CERNUNNOS

As the archetypal spirit of nature, the image of Cernunnos can be found in Romano-Celtic worship sites throughout the Celtic lands. His role as an animal god and hunter was central to early Celtic religion and has been preserved in folklore and magic to the present day.
The cult of Cernunnos was especially encouraged by the Druids in their attempt to regularize the local Celtic dieties into some sort of pantheon. It was their wish to establish him as a national, rather than a local diety. The Druids had some success as he was possibly the nearest the Celts got to a universal father god within their fragmented system of worship.
He is portrayed on many Celtic artifacts and works of art as far back as they can be recovered. The Gundestrup Cauldron is probably the best known piece, containing, as it does, what has become the most widely published Celtic scene ever, a depiction of Cernunnos sitting cross-legged in the company of a stag and a boar, holding a torc in his right hand and a snake in his left. Cernunnos was invoked in many Celtic ceremonies and he appeared in many guises. He was the randy goat representing the fertility rites of Beltaine, a festival held on the first of May, which marked the beginning of the Celtic summer. He was also the master of the hunt who came to full power in late summer and early autumn. As the guardian of the gates to the Otherworld Cernunnos became associated with wealth and prosperity, although his earlier function had been of a nature diety holding sway over the woodlands, and animals, as well as the active forces of life and death, regeneration and male fertility.
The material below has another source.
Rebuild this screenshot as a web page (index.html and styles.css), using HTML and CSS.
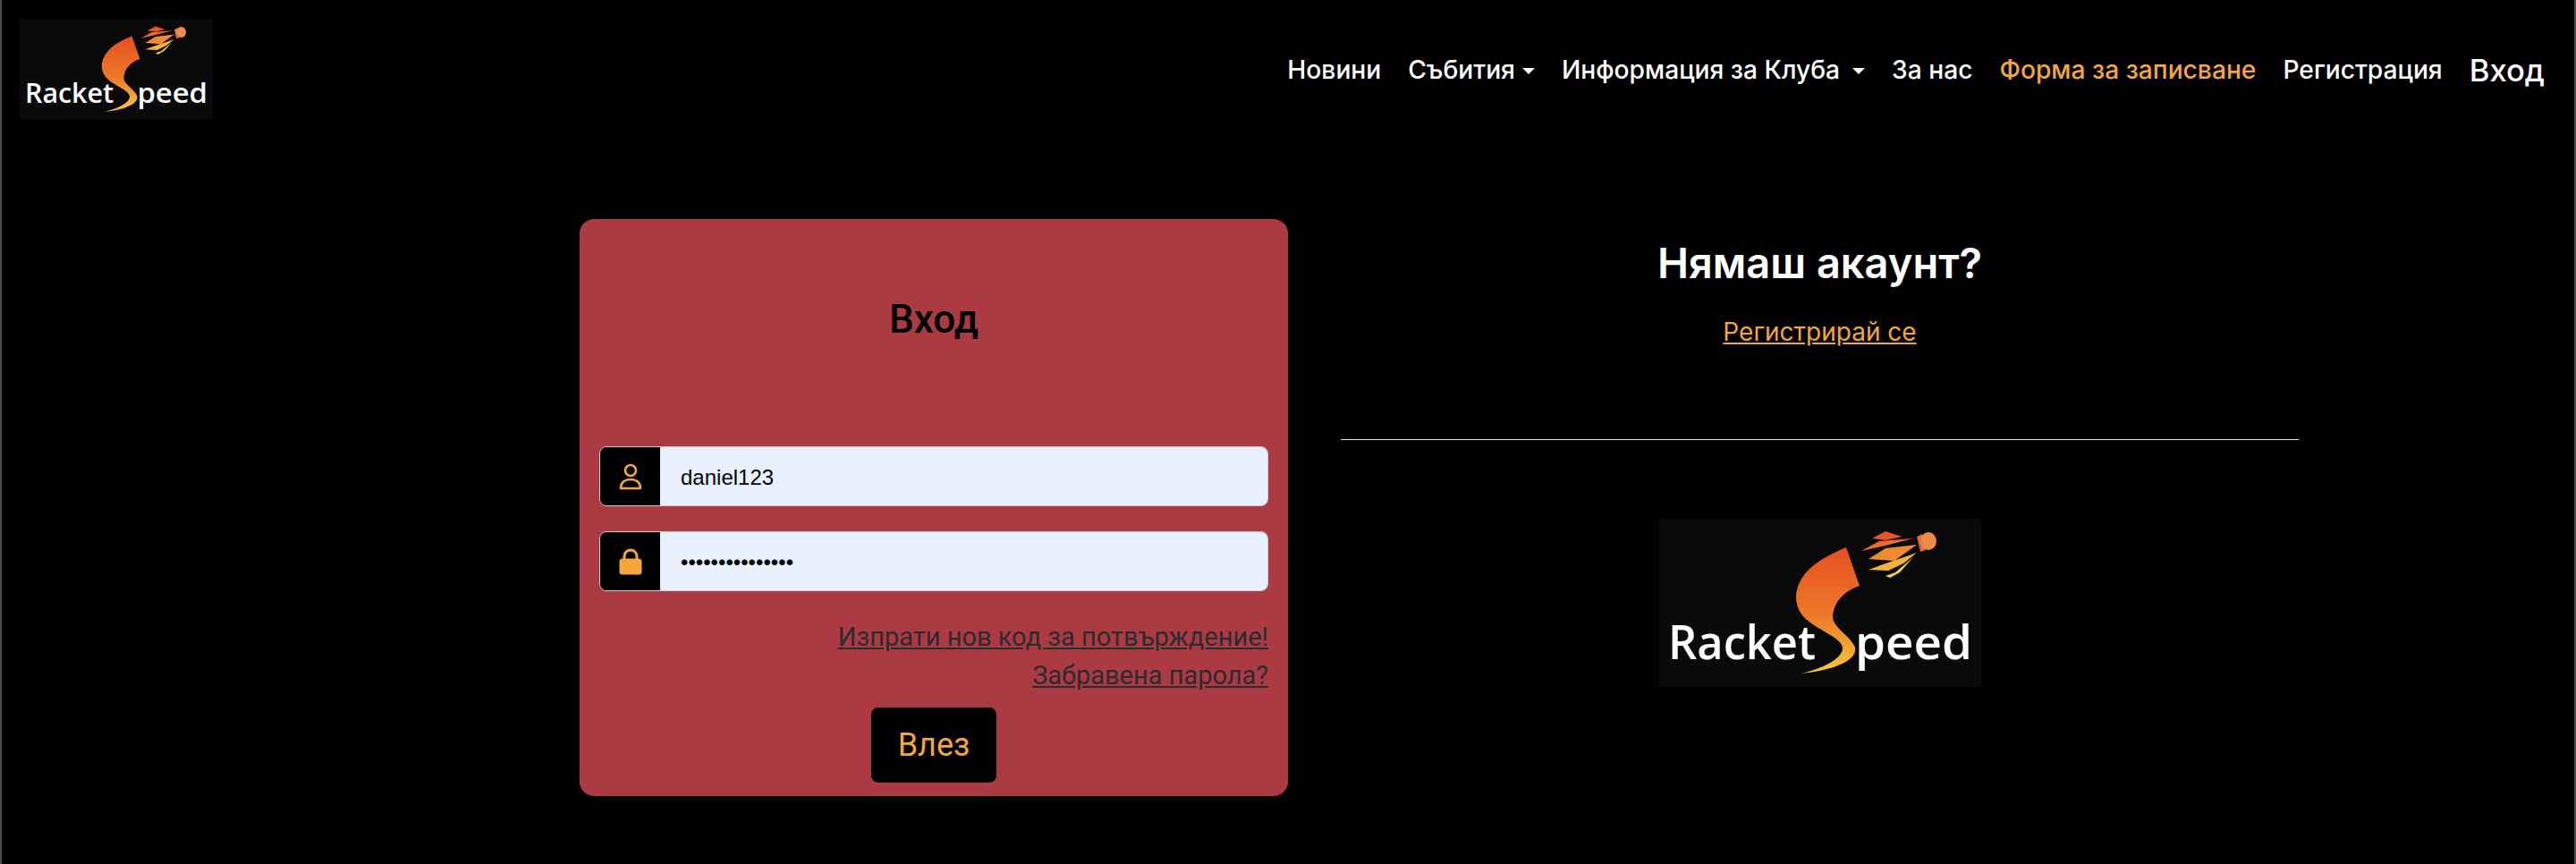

Cernunnos was of such importance to the Celts that the Christian church made him a special target of abuse, taking his image to be that of the Devil, deo falsus or “false god”. This was not a judgment on his attributes, but rather a device for frightening the European populace away from the Old Religion.
His status as a fertility god is of much later origin, he has much less to do with sexuality than popular wisdom would suggest. He is the god of hunting, culling and taking, so that through selection and sacrifice, he is able to utilize the powers of fertility, regeneration and growth to purify and strengthen the animal kingdom.
Stories of Cernunnos are sketchy and come largely from oral sources. Both his image and his name survive in present-day Britain. The former in many rituals and folk dances performed around the countryside, particularly the Abbots Bromley horn dance, and the latter in place names such as Cerne Abbas in Devon, and the legend of Herne the Hunter, a fabled antlered entity said to roam the Forest of Windsor.